女性は死亡率1位 大腸がんで死なない「5つのポイント」

写真はイメージ
写真はイメージ(C)日刊ゲンダイ

 男性がかかるがんのトップが大腸がんだ。「新宿内視鏡クリニック」の谷口将太郎院長に大腸がんで命を落とさないためのポイントを聞いた。

 大腸がんは早期発見できれば80%以上の高い確率で治るといわれている。しかし、死亡率を見ると全がんの2位。男性では3位、女性では1位だ。

 では、「治る」グループに入るには、何に注意すればいいのか?

 まず気になるのは自覚症状だ。

「残念ながら、大腸がんは早期では自覚症状に乏しい。なんらかの症状が出てきた時には、ステージ4まで進行していたり、遠隔転移があったりする場合が多いのです」

 それでも自覚症状を参考にするなら、「いつもと違う」に敏感になること。

 いつもと違ってお腹が張る。いつもと違って便が細い。いつもと違って便が残った感じがして何度もトイレに行きたくなる……。

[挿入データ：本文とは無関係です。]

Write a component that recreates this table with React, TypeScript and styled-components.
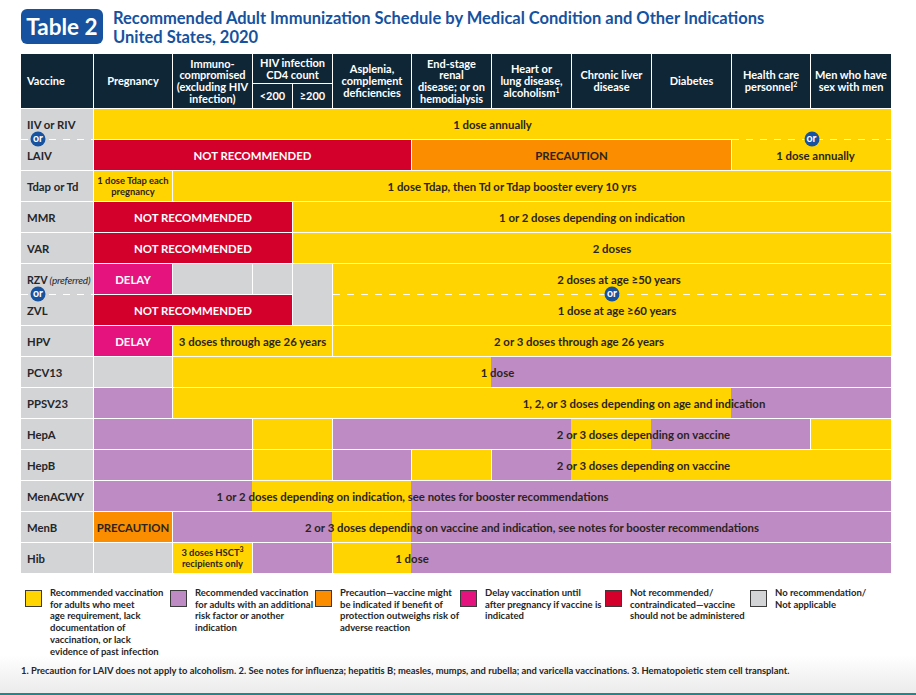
import React from 'react';
import styled, {createGlobalStyle} from 'styled-components';

type Tone = 'y' | 'p' | 'o' | 'r' | 'm' | 'g';

const tones: Record<Tone, string> = {
    y: '#ffd400',
    p: '#bf8bc5',
    o: '#fb8d00',
    r: '#d3002b',
    m: '#e4137d',
    g: '#d3d4d6'
};

const BLUE = '#1652a0';
const HEAD = '#0f2636';
const INK = '#2b241c';

const GlobalStyle = createGlobalStyle`
  html, body {
    margin: 0;
    padding: 0;
    background: #fff;
  }
  body {
    font-family: Lato, "Open Sans", sans-serif;
  }
  sup {
    font-size: 7px;
    line-height: 0;
    vertical-align: 4px;
  }
`;

const Page = styled.div`
  width: 916px;
  height: 695px;
  box-sizing: border-box;
  padding: 9px 25px 0 21px;
  display: flex;
  flex-direction: column;
  background: linear-gradient(to bottom, #fff 0, #fff 655px, #ebebeb 693px);
  border-bottom: 2px solid #1b8a8e;
`;

const TitleRow = styled.header`
  display: flex;
  align-items: flex-start;
  gap: 10px;
`;

const TableBadge = styled.div`
  width: 82px;
  height: 35px;
  border-radius: 6px;
  background: ${BLUE};
  color: #fff;
  font-weight: 700;
  font-size: 22.5px;
  display: flex;
  align-items: center;
  justify-content: center;
`;

const TitleText = styled.h1`
  margin: 0;
  color: ${BLUE};
  font-size: 16.5px;
  line-height: 19px;
  font-weight: 700;
`;

const Grid = styled.div`
  margin-top: 7px;
  display: grid;
  grid-template-columns: 72px 78px 79px 39px 39px 78px 79px 79px 79px 79px 78px 80px;
  grid-template-rows: 29px 24px repeat(15, 30px);
  gap: 1px;
  background: #fff;
  width: 870px;
`;

const Head = styled.div<{$col: string; $row: string; $left?: boolean}>`
  grid-column: ${p => p.$col};
  grid-row: ${p => p.$row};
  background: ${HEAD};
  color: #fff;
  font-weight: 700;
  font-size: 11px;
  line-height: 11.7px;
  display: flex;
  align-items: center;
  justify-content: ${p => (p.$left ? 'flex-start' : 'center')};
  text-align: ${p => (p.$left ? 'left' : 'center')};
  padding-left: ${p => (p.$left ? '6px' : '0')};
  white-space: nowrap;
`;

const Vaccine = styled.div<{$row: string}>`
  grid-column: 1 / 2;
  grid-row: ${p => p.$row};
  background: ${tones.g};
  color: #24262b;
  font-weight: 700;
  font-size: 11.3px;
  display: flex;
  align-items: center;
  padding-left: 6px;
  white-space: nowrap;
`;

const Small = styled.span`
  font-size: 10.6px;

  i {
    font-size: 10px;
    font-weight: 400;
    margin-left: 2px;
    letter-spacing: -0.2px;
  }
`;

const Cell = styled.div<{$tone: Tone; $col: string; $row: string; $join?: boolean; $pl?: number; $pr?: number; $small?: boolean}>`
  grid-column: ${p => p.$col};
  grid-row: ${p => p.$row};
  margin-left: ${p => (p.$join ? '-1px' : '0')};
  background: ${p => tones[p.$tone]};
  color: ${p => (p.$tone === 'r' || p.$tone === 'm' ? '#fff' : INK)};
  font-weight: 700;
  font-size: ${p => (p.$small ? '9.4px' : '11.4px')};
  line-height: ${p => (p.$small ? '11px' : '13px')};
  display: flex;
  align-items: center;
  justify-content: center;
  text-align: center;
  padding-left: ${p => p.$pl ?? 0}px;
  padding-right: ${p => p.$pr ?? 0}px;
  white-space: nowrap;
`;

const Label = styled.div<{$col: string; $row: string; $pl?: number; $pr?: number}>`
  grid-column: ${p => p.$col};
  grid-row: ${p => p.$row};
  z-index: 2;
  display: flex;
  align-items: center;
  justify-content: center;
  padding-left: ${p => p.$pl ?? 0}px;
  padding-right: ${p => p.$pr ?? 0}px;
  color: ${INK};
  font-weight: 700;
  font-size: 11.4px;
  white-space: nowrap;
  pointer-events: none;
`;

// dashed white rule laid over the 1px gap between two rows that read as one cell
const Divider = styled.div<{$tone: Tone; $col: string; $row: string; $badgeLeft?: boolean}>`
  grid-column: ${p => p.$col};
  grid-row: ${p => p.$row};
  align-self: start;
  margin-top: -1px;
  height: 1px;
  position: relative;
  z-index: 3;
  background: repeating-linear-gradient(90deg, #fff 0 7px, ${p => tones[p.$tone]} 7px 14px);

  &::after {
    content: 'or';
    position: absolute;
    top: 0;
    left: ${p => (p.$badgeLeft ? '17px' : '50%')};
    transform: translate(-50%, -50%);
    width: 15px;
    height: 15px;
    border-radius: 50%;
    background: ${BLUE};
    color: #fff;
    font-size: 10.5px;
    font-weight: 700;
    line-height: 13px;
    text-align: center;
  }
`;

const Legend = styled.div`
  margin-top: 17px;
  padding-left: 4px;
  display: grid;
  grid-template-columns: repeat(6, 145px);
`;

const LegendItem = styled.div`
  display: flex;
  align-items: flex-start;
  gap: 8px;
`;

const Swatch = styled.span<{$tone: Tone}>`
  flex: none;
  width: 15px;
  height: 15px;
  border: 1px solid #3b3b3b;
  background: ${p => tones[p.$tone]};
`;

const LegendText = styled.div`
  color: #262626;
  font-size: 9.5px;
  line-height: 11.7px;
  font-weight: 700;
  margin-top: -3px;
  white-space: nowrap;
`;

const Footnote = styled.p`
  margin: 8px 0 0 0;
  color: #262626;
  font-size: 9.4px;
  font-weight: 700;
  white-space: nowrap;
`;

const headers: {col: string; row: string; text: React.ReactNode; left?: boolean}[] = [
    {col: '1 / 2', row: '1 / 3', text: 'Vaccine', left: true},
    {col: '2 / 3', row: '1 / 3', text: 'Pregnancy'},
    {col: '3 / 4', row: '1 / 3', text: <>Immuno-<br/>compromised<br/>(excluding HIV<br/>infection)</>},
    {col: '4 / 6', row: '1 / 2', text: <>HIV infection<br/>CD4 count</>},
    {col: '4 / 5', row: '2 / 3', text: '<200'},
    {col: '5 / 6', row: '2 / 3', text: '≥200'},
    {col: '6 / 7', row: '1 / 3', text: <>Asplenia,<br/>complement<br/>deficiencies</>},
    {col: '7 / 8', row: '1 / 3', text: <>End-stage<br/>renal<br/>disease; or on<br/>hemodialysis</>},
    {col: '8 / 9', row: '1 / 3', text: <>Heart or<br/>lung disease,<br/>alcoholism<sup>1</sup></>},
    {col: '9 / 10', row: '1 / 3', text: <>Chronic liver<br/>disease</>},
    {col: '10 / 11', row: '1 / 3', text: 'Diabetes'},
    {col: '11 / 12', row: '1 / 3', text: <>Health care<br/>personnel<sup>2</sup></>},
    {col: '12 / 13', row: '1 / 3', text: <>Men who have<br/>sex with men</>}
];

const vaccines: [number, React.ReactNode][] = [
    [3, 'IIV or RIV'],
    [4, 'LAIV'],
    [5, 'Tdap or Td'],
    [6, 'MMR'],
    [7, 'VAR'],
    [8, <Small>RZV<i>(preferred)</i></Small>],
    [9, 'ZVL'],
    [10, 'HPV'],
    [11, 'PCV13'],
    [12, 'PPSV23'],
    [13, 'HepA'],
    [14, 'HepB'],
    [15, 'MenACWY'],
    [16, 'MenB'],
    [17, 'Hib']
];

type Seg = {tone: Tone; col: string; row: number | string; text?: React.ReactNode; join?: boolean; pl?: number; pr?: number; small?: boolean};

const NR = 'NOT RECOMMENDED';

const segments: Seg[] = [
    {tone: 'y', col: '2 / 13', row: 3, text: '1 dose annually'},

    {tone: 'r', col: '2 / 7', row: 4, text: NR},
    {tone: 'o', col: '7 / 11', row: 4, text: 'PRECAUTION'},
    {tone: 'y', col: '11 / 13', row: 4, text: '1 dose annually', pl: 8},

    {tone: 'y', col: '2 / 3', row: 5, text: <>1 dose Tdap each<br/>pregnancy</>, small: true},
    {tone: 'y', col: '3 / 13', row: 5, text: '1 dose Tdap, then Td or Tdap booster every 10 yrs', pr: 40},

    {tone: 'r', col: '2 / 5', row: 6, text: NR},
    {tone: 'y', col: '5 / 13', row: 6, text: '1 or 2 doses depending on indication'},

    {tone: 'r', col: '2 / 5', row: 7, text: NR},
    {tone: 'y', col: '5 / 13', row: 7, text: '2 doses', pl: 40},

    {tone: 'm', col: '2 / 3', row: 8, text: 'DELAY'},
    {tone: 'g', col: '3 / 4', row: 8},
    {tone: 'g', col: '4 / 5', row: 8},
    {tone: 'g', col: '5 / 6', row: '8 / 10'},
    {tone: 'y', col: '6 / 13', row: 8, text: '2 doses at age ≥50 years', pl: 14},

    {tone: 'r', col: '2 / 5', row: 9, text: NR},
    {tone: 'y', col: '6 / 13', row: 9, text: '1 dose at age ≥60 years', pl: 10},

    {tone: 'm', col: '2 / 3', row: 10, text: 'DELAY'},
    {tone: 'y', col: '3 / 6', row: 10, text: '3 doses through age 26 years'},
    {tone: 'y', col: '6 / 13', row: 10, text: '2 or 3 doses through age 26 years', pr: 66},

    {tone: 'g', col: '2 / 3', row: 11},
    {tone: 'y', col: '3 / 8', row: 11},
    {tone: 'p', col: '8 / 13', row: 11, join: true},

    {tone: 'p', col: '2 / 3', row: 12},
    {tone: 'y', col: '3 / 11', row: 12},
    {tone: 'p', col: '11 / 13', row: 12, join: true},

    {tone: 'p', col: '2 / 4', row: 13},
    {tone: 'y', col: '4 / 6', row: 13},
    {tone: 'p', col: '6 / 9', row: 13},
    {tone: 'y', col: '9 / 10', row: 13, join: true},
    {tone: 'p', col: '10 / 12', row: 13, join: true},
    {tone: 'y', col: '12 / 13', row: 13},

    {tone: 'p', col: '2 / 4', row: 14},
    {tone: 'y', col: '4 / 6', row: 14},
    {tone: 'p', col: '6 / 7', row: 14},
    {tone: 'y', col: '7 / 8', row: 14},
    {tone: 'p', col: '8 / 9', row: 14},
    {tone: 'y', col: '9 / 13', row: 14, join: true},

    {tone: 'p', col: '2 / 4', row: 15},
    {tone: 'y', col: '4 / 7', row: 15, join: true},
    {tone: 'p', col: '7 / 13', row: 15, join: true},

    {tone: 'o', col: '2 / 3', row: 16, text: 'PRECAUTION'},
    {tone: 'p', col: '3 / 6', row: 16},
    {tone: 'y', col: '6 / 7', row: 16, join: true},
    {tone: 'p', col: '7 / 13', row: 16, join: true},

    {tone: 'g', col: '2 / 3', row: 17},
    {tone: 'y', col: '3 / 4', row: 17, text: <>3 doses HSCT<sup>3</sup><br/>recipients only</>, small: true},
    {tone: 'p', col: '4 / 6', row: 17},
    {tone: 'y', col: '6 / 7', row: 17},
    {tone: 'p', col: '7 / 13', row: 17, join: true}
];

// text that runs across several coloured cells
const labels: {col: string; row: number; text: string; pl?: number; pr?: number}[] = [
    {col: '2 / 13', row: 11, text: '1 dose', pl: 10},
    {col: '6 / 13', row: 12, text: '1, 2, or 3 doses depending on age and indication', pl: 64},
    {col: '7 / 13', row: 13, text: '2 or 3 doses depending on vaccine', pr: 16},
    {col: '7 / 13', row: 14, text: '2 or 3 doses depending on vaccine', pr: 16},
    {col: '2 / 11', row: 15, text: '1 or 2 doses depending on indication, see notes for booster recommendations'},
    {col: '3 / 13', row: 16, text: '2 or 3 doses depending on vaccine and indication, see notes for booster recommendations'},
    {col: '6 / 8', row: 17, text: '1 dose'}
];

const legend: {tone: Tone; text: React.ReactNode}[] = [
    {tone: 'y', text: <>Recommended vaccination<br/>for adults who meet<br/>age requirement, lack<br/>documentation of<br/>vaccination, or lack<br/>evidence of past infection</>},
    {tone: 'p', text: <>Recommended vaccination<br/>for adults with an additional<br/>risk factor or another<br/>indication</>},
    {tone: 'o', text: <>Precaution—vaccine might<br/>be indicated if benefit of<br/>protection outweighs risk of<br/>adverse reaction</>},
    {tone: 'm', text: <>Delay vaccination until<br/>after pregnancy if vaccine is<br/>indicated</>},
    {tone: 'r', text: <>Not recommended/<br/>contraindicated—vaccine<br/>should not be administered</>},
    {tone: 'g', text: <>No recommendation/<br/>Not applicable</>}
];

export default function App() {
    return (
        <>
            <GlobalStyle/>
            <Page>
                <TitleRow>
                    <TableBadge>Table 2</TableBadge>
                    <TitleText>
                        Recommended Adult Immunization Schedule by Medical Condition and Other Indications<br/>
                        United States, 2020
                    </TitleText>
                </TitleRow>

                <Grid>
                    {headers.map((h, i) => (
                        <Head key={i} $col={h.col} $row={h.row} $left={h.left}><span>{h.text}</span></Head>
                    ))}
                    {vaccines.map(([row, name]) => (
                        <Vaccine key={row} $row={String(row)}><span>{name}</span></Vaccine>
                    ))}
                    {segments.map((s, i) => (
                        <Cell key={i} $tone={s.tone} $col={s.col} $row={String(s.row)}
                              $join={s.join} $pl={s.pl} $pr={s.pr} $small={s.small}>
                            {s.text && <span>{s.text}</span>}
                        </Cell>
                    ))}
                    {labels.map((l, i) => (
                        <Label key={i} $col={l.col} $row={String(l.row)} $pl={l.pl} $pr={l.pr}>{l.text}</Label>
                    ))}
                    <Divider $tone='g' $col='1 / 2' $row='4' $badgeLeft/>
                    <Divider $tone='y' $col='11 / 13' $row='4'/>
                    <Divider $tone='g' $col='1 / 2' $row='9' $badgeLeft/>
                    <Divider $tone='y' $col='6 / 13' $row='9'/>
                </Grid>

                <Legend>
                    {legend.map((l, i) => (
                        <LegendItem key={i}>
                            <Swatch $tone={l.tone}/>
                            <LegendText>{l.text}</LegendText>
                        </LegendItem>
                    ))}
                </Legend>

                <Footnote>
                    1. Precaution for LAIV does not apply to alcoholism. 2. See notes for influenza; hepatitis B; measles, mumps, and rubella; and varicella vaccinations. 3. Hematopoietic stem cell transplant.
                </Footnote>
            </Page>
        </>
    );
}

 こうした段階で検査を受けたら、早期発見につながるかもしれない。

 谷口院長によれば、大腸がんの早期発見を本気で望むなら、検診以外にないという。ベストは大腸内視鏡検査で、40歳以上ならすべての人が受けるべきだ。谷口院長自身も、31歳の時から1~3年に1回は受けているという。

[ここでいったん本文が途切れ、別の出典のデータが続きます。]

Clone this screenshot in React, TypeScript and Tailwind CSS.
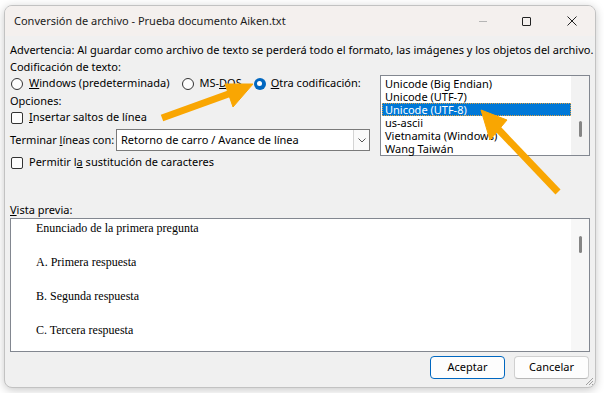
import React from "react";

const ui = "font-['Noto_Sans',sans-serif] text-[11px] text-black";

const Radio = ({ checked }: { checked?: boolean }) =>
  checked ? (
    <span className="w-[12px] h-[12px] rounded-full bg-[#0067c0] flex items-center justify-center shrink-0">
      <span className="w-[5px] h-[5px] rounded-full bg-white" />
    </span>
  ) : (
    <span className="w-[12px] h-[12px] rounded-full border border-[#333] bg-[#fdfdfd] shrink-0" />
  );

const Check = () => (
  <span className="w-[12px] h-[12px] rounded-[2px] border border-[#333] bg-[#fdfdfd] shrink-0" />
);

const encodings = [
  "Unicode (Big Endian)",
  "Unicode (UTF-7)",
  "Unicode (UTF-8)",
  "us-ascii",
  "Vietnamita (Windows)",
  "Wang Taiwán"
];

const preview = [
  "Enunciado de la primera pregunta",
  "A. Primera respuesta",
  "B. Segunda respuesta",
  "C. Tercera respuesta"
];

export default function App() {
  return (
    <div className={`w-[604px] h-[393px] bg-white relative overflow-hidden ${ui}`}>
      <div className="pt-[5px] pl-[4px]">
        <div className="w-[592px] h-[383px] rounded-[8px] border border-[#c2c2c2] bg-[#f0f0f0] shadow-[0_2px_10px_rgba(0,0,0,0.22)] flex flex-col overflow-hidden">
          {/* title bar */}
          <div className="h-[30px] bg-[#f4f0ee] flex items-center pl-[9px] shrink-0">
            <span className="flex-1 text-[#1b1b1b]">
              Conversión de archivo - Prueba documento Aiken.txt
            </span>
            <span className="w-[8px] h-px bg-[#b5b5b5] mr-[35px]" />
            <span className="w-[9px] h-[9px] border border-[#222] rounded-[1px] mr-[36px]" />
            <svg width="10" height="10" viewBox="0 0 10 10" className="mr-[18px]">
              <path d="M0.5 0.5 L9.5 9.5 M9.5 0.5 L0.5 9.5" stroke="#222" strokeWidth="1" />
            </svg>
          </div>

          {/* body */}
          <div className="flex-1 flex flex-col pl-[5px] pr-[4px] pt-[5px]">
            <div className="h-[17px] leading-[17px] whitespace-nowrap">
              Advertencia: Al guardar como archivo de texto se perderá todo el formato, las imágenes y los objetos del archivo.
            </div>
            <div className="h-[17px] leading-[17px]">Codificación de texto:</div>

            <div className="flex gap-[10px]">
              <div className="w-[360px] flex flex-col">
                <div className="h-[17px] flex items-center pl-px">
                  <Radio />
                  <span className="ml-[6px]">
                    <span className="underline">W</span>indows (predeterminada)
                  </span>
                  <span className="ml-[13px]" />
                  <Radio />
                  <span className="ml-[5px]">
                    MS-<span className="underline">D</span>OS
                  </span>
                  <span className="ml-[12px]" />
                  <Radio checked />
                  <span className="ml-[5px]">
                    <span className="underline">O</span>tra codificación:
                  </span>
                </div>
                <div className="h-[17px] leading-[17px]">Opciones:</div>
                <div className="h-[17px] flex items-center pl-px">
                  <Check />
                  <span className="ml-[6px]">
                    <span className="underline">I</span>nsertar saltos de línea
                  </span>
                </div>
                <div className="mt-[3px] h-[22px] flex items-center">
                  <span className="w-[106px]">
                    Terminar <span className="underline">l</span>íneas con:
                  </span>
                  <div className="flex-1 h-[22px] border border-[#7a7a7a] bg-white flex items-center">
                    <span className="flex-1 pl-[4px]">Retorno de carro / Avance de línea</span>
                    <span className="w-[16px] h-[20px] border-l border-[#d4d4d4] bg-[#fafafa] flex items-center justify-center">
                      <svg width="8" height="5" viewBox="0 0 8 5">
                        <path d="M0.5 0.5 L4 4 L7.5 0.5" fill="none" stroke="#555" strokeWidth="1" />
                      </svg>
                    </span>
                  </div>
                </div>
                <div className="mt-[3px] h-[17px] flex items-center pl-px">
                  <Check />
                  <span className="ml-[6px]">
                    Permitir l<span className="underline">a</span> sustitución de caracteres
                  </span>
                </div>
              </div>

              {/* encoding list */}
              <div className="w-[210px] h-[81px] border border-[#828790] bg-white flex">
                <div className="flex-1 pt-px pl-px">
                  {encodings.map((e, i) => (
                    <div
                      key={e}
                      className={`h-[13px] leading-[13px] pl-[3px] whitespace-nowrap ${
                        i === 2
                          ? "bg-[#0078d7] text-white outline-1 outline-dotted outline-[#e0a040] -outline-offset-1"
                          : ""
                      }`}
                    >
                      {e}
                    </div>
                  ))}
                </div>
                <div className="w-[18px] bg-[#f2f2f2] flex justify-center pt-[45px]">
                  <span className="w-[3px] h-[16px] bg-[#858585] rounded-full" />
                </div>
              </div>
            </div>

            <div className="mt-[30px] h-[17px] leading-[17px]">
              <span className="underline">V</span>ista previa:
            </div>

            <div className="w-[580px] h-[134px] border border-[#828790] bg-white flex">
              <div className="flex-1 pt-[2px] pl-[25px] flex flex-col gap-[20px] font-['Liberation_Serif',serif] text-[12px]">
                {preview.map((p) => (
                  <div key={p} className="h-[14px] leading-[14px]">
                    {p}
                  </div>
                ))}
              </div>
              <div className="w-[18px] bg-[#f7f7f7] flex justify-center pt-[17px]">
                <span className="w-[3px] h-[17px] bg-[#858585] rounded-full" />
              </div>
            </div>

            <div className="mt-[4px] pr-[2px] flex justify-end gap-[9px]">
              <button className="w-[75px] h-[23px] rounded-[4px] border border-[#0067c0] bg-[#fdfdfd] text-[11px]">
                Aceptar
              </button>
              <button className="w-[75px] h-[23px] rounded-[4px] border border-[#d0d0d0] border-b-[#b8b8b8] bg-[#fdfdfd] text-[11px]">
                Cancelar
              </button>
            </div>
          </div>
        </div>
      </div>

      {/* resize grip */}
      <svg className="absolute left-[584px] top-[376px]" width="10" height="10" viewBox="0 0 10 10">
        <path d="M9 2 L2 9 M9 5 L5 9 M9 8 L8 9" stroke="#a0a0a0" strokeWidth="1" />
      </svg>

      {/* annotation arrows */}
      <svg className="absolute inset-0 pointer-events-none" width="604" height="393" viewBox="0 0 604 393">
        <g fill="#f9a602" stroke="#f9a602">
          <line x1="162" y1="118" x2="234" y2="92" strokeWidth="7" />
          <polygon points="253,84 225,84 233,107" strokeWidth="1" />
          <line x1="558" y1="192" x2="498" y2="129" strokeWidth="7" />
          <polygon points="481,110 507,120 490,140" strokeWidth="1" />
        </g>
      </svg>
    </div>
  );
}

「痛いイメージが強いでしょうが、無痛の検査法もあります。大腸内視鏡は1回受ければ終わりではなく、数年ごとに受けたほうがいい。恐怖心から遠ざけようと思わないように、無痛の検査をしてくれる医療機関を探すことを勧めます」

 便潜血反応や、自費診療になるが検査の苦痛が少ないカプセル内視鏡、または大腸を調べるCTを利用するのも手だ。

■見つからなくても検診スパンには例外が

 検診で大腸がんが見つからなかった場合、その後の検査のスパンはどうすればいいか?

「ポリープが一つも見つからなければ、3年に1回でいいでしょう。ただし、例外があります」

 大腸が屈曲していたり、便が大腸内に少量でも残っていると、大腸内視鏡でくまなく調べられず、見逃しの確率が高まる。2年くらいで大腸内視鏡を再度受けたほうがいい。

 また、「大腸がんがなかった」という結果でも、「ポリープがいくつもある」「“顔つき”の悪いポリープがある」「ポリープができやすい因子を持っている」など、患者の状態に応じてスパンは「半年に1回」や「1年に1回」などに変わってくる。

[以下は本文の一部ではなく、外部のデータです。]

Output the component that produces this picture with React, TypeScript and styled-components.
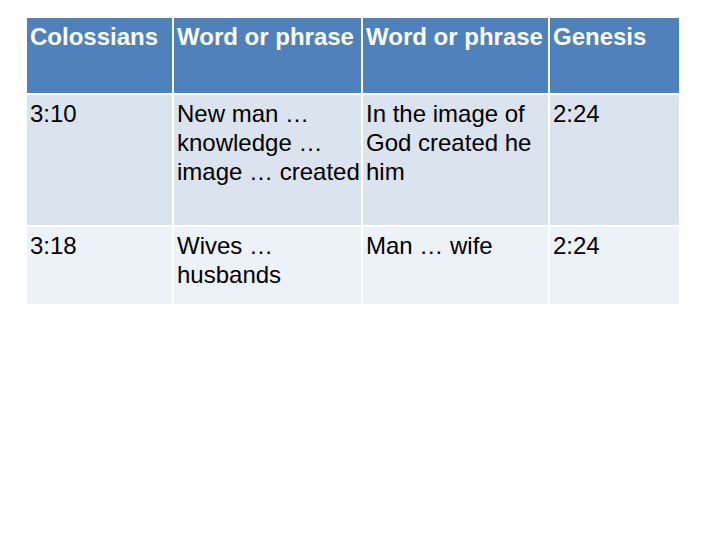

「一番最初の大腸内視鏡の結果は非常に重要。その後の検査のスパンをはじめ、大腸がんのリスクが高いか低いかが分かります」

 だから、大腸内視鏡の結果を大いに生かし、的確な指導をしてくれる医師のもとで受けることが大切になる。判断材料になるのが、「腺腫発見率(ADR)」だ。

 腺腫は、良性だが将来的に大腸がんになる可能性が高いポリープのこと。

 腺腫発見率が高い大腸内視鏡医の方が、そうでない医師より大腸内視鏡の検査技術も高く、その後の指導もしっかりしていると考えられる。

 ADRの公表は義務ではないが、ホームページで紹介している医療機関もあるので受診前にチェックを。

 ポリープが見つかった後の対応も、医師によって違いがある。

「ガイドラインでは5ミリ以上が切除となっていますが、その根拠はありませんでした。米国では5ミリ未満でも腺腫であればすべて切除としており、日本でも追随する医師が出てきています」

 谷口院長も、腺腫なら5ミリ未満でも切除するべき、との考えだ。

 予後がいいがんだからこそ、助かるチャンスをみすみす逃さないようにしたい。